Stated task -
All the data must come back unchanged, except that pictures are left out.

Collected data -

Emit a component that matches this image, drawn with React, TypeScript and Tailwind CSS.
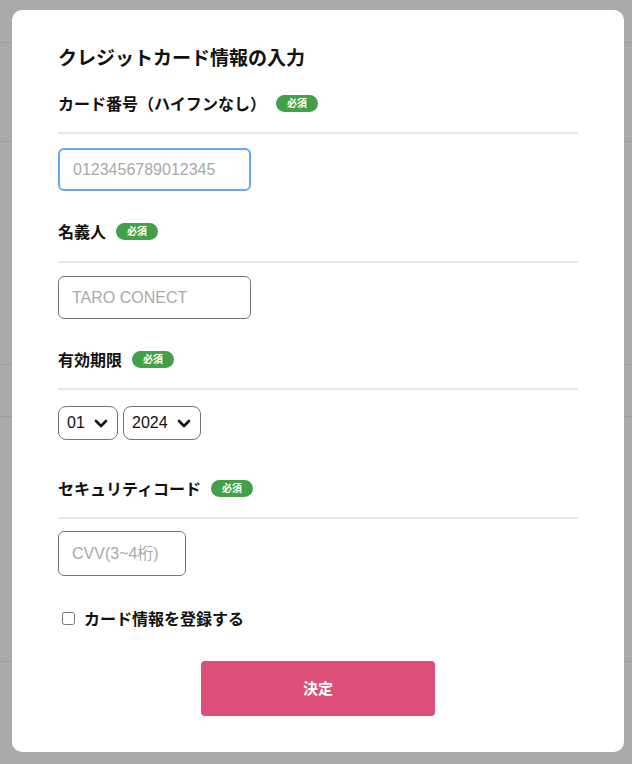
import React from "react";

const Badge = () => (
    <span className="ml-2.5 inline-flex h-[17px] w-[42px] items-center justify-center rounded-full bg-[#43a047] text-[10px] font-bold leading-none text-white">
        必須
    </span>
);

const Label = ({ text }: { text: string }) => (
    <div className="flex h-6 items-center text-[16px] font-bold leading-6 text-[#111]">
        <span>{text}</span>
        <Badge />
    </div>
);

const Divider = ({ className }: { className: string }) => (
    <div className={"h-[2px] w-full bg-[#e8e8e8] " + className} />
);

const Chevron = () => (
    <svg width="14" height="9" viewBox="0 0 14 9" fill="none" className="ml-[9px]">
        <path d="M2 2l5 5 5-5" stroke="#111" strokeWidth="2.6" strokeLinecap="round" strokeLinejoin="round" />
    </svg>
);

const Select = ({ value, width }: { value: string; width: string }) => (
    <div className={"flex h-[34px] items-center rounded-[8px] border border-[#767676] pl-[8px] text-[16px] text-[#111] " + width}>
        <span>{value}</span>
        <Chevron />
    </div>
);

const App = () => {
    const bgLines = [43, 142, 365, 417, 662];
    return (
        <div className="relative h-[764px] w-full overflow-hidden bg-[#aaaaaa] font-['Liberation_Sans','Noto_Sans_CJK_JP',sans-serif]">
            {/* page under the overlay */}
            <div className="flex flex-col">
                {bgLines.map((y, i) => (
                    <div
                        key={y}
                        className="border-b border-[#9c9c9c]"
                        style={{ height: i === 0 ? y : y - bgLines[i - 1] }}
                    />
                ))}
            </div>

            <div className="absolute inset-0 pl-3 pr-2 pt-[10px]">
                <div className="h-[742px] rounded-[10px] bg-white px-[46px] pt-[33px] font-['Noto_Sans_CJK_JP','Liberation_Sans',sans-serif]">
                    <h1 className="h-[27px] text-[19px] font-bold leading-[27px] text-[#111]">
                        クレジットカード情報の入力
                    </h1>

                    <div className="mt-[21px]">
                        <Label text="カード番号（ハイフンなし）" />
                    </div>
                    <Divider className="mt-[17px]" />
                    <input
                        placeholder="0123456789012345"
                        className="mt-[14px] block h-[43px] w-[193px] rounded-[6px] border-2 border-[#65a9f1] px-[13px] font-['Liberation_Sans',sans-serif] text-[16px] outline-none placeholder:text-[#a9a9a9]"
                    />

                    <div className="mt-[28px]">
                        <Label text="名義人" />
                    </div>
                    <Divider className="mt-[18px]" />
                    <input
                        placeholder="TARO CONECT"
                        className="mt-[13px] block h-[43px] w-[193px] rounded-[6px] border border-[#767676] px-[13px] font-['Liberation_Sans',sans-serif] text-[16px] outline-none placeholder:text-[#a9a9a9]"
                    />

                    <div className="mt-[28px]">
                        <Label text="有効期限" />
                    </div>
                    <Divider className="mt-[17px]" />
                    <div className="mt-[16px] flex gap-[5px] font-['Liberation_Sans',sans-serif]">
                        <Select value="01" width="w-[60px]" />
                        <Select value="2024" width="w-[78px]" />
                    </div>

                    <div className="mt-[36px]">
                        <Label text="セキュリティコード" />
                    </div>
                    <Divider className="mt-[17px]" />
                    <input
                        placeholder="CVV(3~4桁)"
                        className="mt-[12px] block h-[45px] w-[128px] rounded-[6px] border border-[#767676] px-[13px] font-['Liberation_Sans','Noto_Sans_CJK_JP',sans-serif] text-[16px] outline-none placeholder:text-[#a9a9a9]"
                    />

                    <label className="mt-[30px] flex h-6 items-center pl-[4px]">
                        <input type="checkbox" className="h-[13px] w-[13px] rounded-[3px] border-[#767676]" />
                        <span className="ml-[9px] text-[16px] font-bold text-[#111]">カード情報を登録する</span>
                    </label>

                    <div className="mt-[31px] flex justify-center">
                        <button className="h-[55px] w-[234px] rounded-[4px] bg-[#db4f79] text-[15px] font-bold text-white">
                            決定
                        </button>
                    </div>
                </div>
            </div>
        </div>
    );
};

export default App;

Reply to the task -
Emit a component that matches this image, drawn with React, TypeScript and Tailwind CSS.
import React from "react";

const Badge = () => (
    <span className="ml-2.5 inline-flex h-[17px] w-[42px] items-center justify-center rounded-full bg-[#43a047] text-[10px] font-bold leading-none text-white">
        必須
    </span>
);

const Label = ({ text }: { text: string }) => (
    <div className="flex h-6 items-center text-[16px] font-bold leading-6 text-[#111]">
        <span>{text}</span>
        <Badge />
    </div>
);

const Divider = ({ className }: { className: string }) => (
    <div className={"h-[2px] w-full bg-[#e8e8e8] " + className} />
);

const Chevron = () => (
    <svg width="14" height="9" viewBox="0 0 14 9" fill="none" className="ml-[9px]">
        <path d="M2 2l5 5 5-5" stroke="#111" strokeWidth="2.6" strokeLinecap="round" strokeLinejoin="round" />
    </svg>
);

const Select = ({ value, width }: { value: string; width: string }) => (
    <div className={"flex h-[34px] items-center rounded-[8px] border border-[#767676] pl-[8px] text-[16px] text-[#111] " + width}>
        <span>{value}</span>
        <Chevron />
    </div>
);

const App = () => {
    const bgLines = [43, 142, 365, 417, 662];
    return (
        <div className="relative h-[764px] w-full overflow-hidden bg-[#aaaaaa] font-['Liberation_Sans','Noto_Sans_CJK_JP',sans-serif]">
            {/* page under the overlay */}
            <div className="flex flex-col">
                {bgLines.map((y, i) => (
                    <div
                        key={y}
                        className="border-b border-[#9c9c9c]"
                        style={{ height: i === 0 ? y : y - bgLines[i - 1] }}
                    />
                ))}
            </div>

            <div className="absolute inset-0 pl-3 pr-2 pt-[10px]">
                <div className="h-[742px] rounded-[10px] bg-white px-[46px] pt-[33px] font-['Noto_Sans_CJK_JP','Liberation_Sans',sans-serif]">
                    <h1 className="h-[27px] text-[19px] font-bold leading-[27px] text-[#111]">
                        クレジットカード情報の入力
                    </h1>

                    <div className="mt-[21px]">
                        <Label text="カード番号（ハイフンなし）" />
                    </div>
                    <Divider className="mt-[17px]" />
                    <input
                        placeholder="0123456789012345"
                        className="mt-[14px] block h-[43px] w-[193px] rounded-[6px] border-2 border-[#65a9f1] px-[13px] font-['Liberation_Sans',sans-serif] text-[16px] outline-none placeholder:text-[#a9a9a9]"
                    />

                    <div className="mt-[28px]">
                        <Label text="名義人" />
                    </div>
                    <Divider className="mt-[18px]" />
                    <input
                        placeholder="TARO CONECT"
                        className="mt-[13px] block h-[43px] w-[193px] rounded-[6px] border border-[#767676] px-[13px] font-['Liberation_Sans',sans-serif] text-[16px] outline-none placeholder:text-[#a9a9a9]"
                    />

                    <div className="mt-[28px]">
                        <Label text="有効期限" />
                    </div>
                    <Divider className="mt-[17px]" />
                    <div className="mt-[16px] flex gap-[5px] font-['Liberation_Sans',sans-serif]">
                        <Select value="01" width="w-[60px]" />
                        <Select value="2024" width="w-[78px]" />
                    </div>

                    <div className="mt-[36px]">
                        <Label text="セキュリティコード" />
                    </div>
                    <Divider className="mt-[17px]" />
                    <input
                        placeholder="CVV(3~4桁)"
                        className="mt-[12px] block h-[45px] w-[128px] rounded-[6px] border border-[#767676] px-[13px] font-['Liberation_Sans','Noto_Sans_CJK_JP',sans-serif] text-[16px] outline-none placeholder:text-[#a9a9a9]"
                    />

                    <label className="mt-[30px] flex h-6 items-center pl-[4px]">
                        <input type="checkbox" className="h-[13px] w-[13px] rounded-[3px] border-[#767676]" />
                        <span className="ml-[9px] text-[16px] font-bold text-[#111]">カード情報を登録する</span>
                    </label>

                    <div className="mt-[31px] flex justify-center">
                        <button className="h-[55px] w-[234px] rounded-[4px] bg-[#db4f79] text-[15px] font-bold text-white">
                            決定
                        </button>
                    </div>
                </div>
            </div>
        </div>
    );
};

export default App;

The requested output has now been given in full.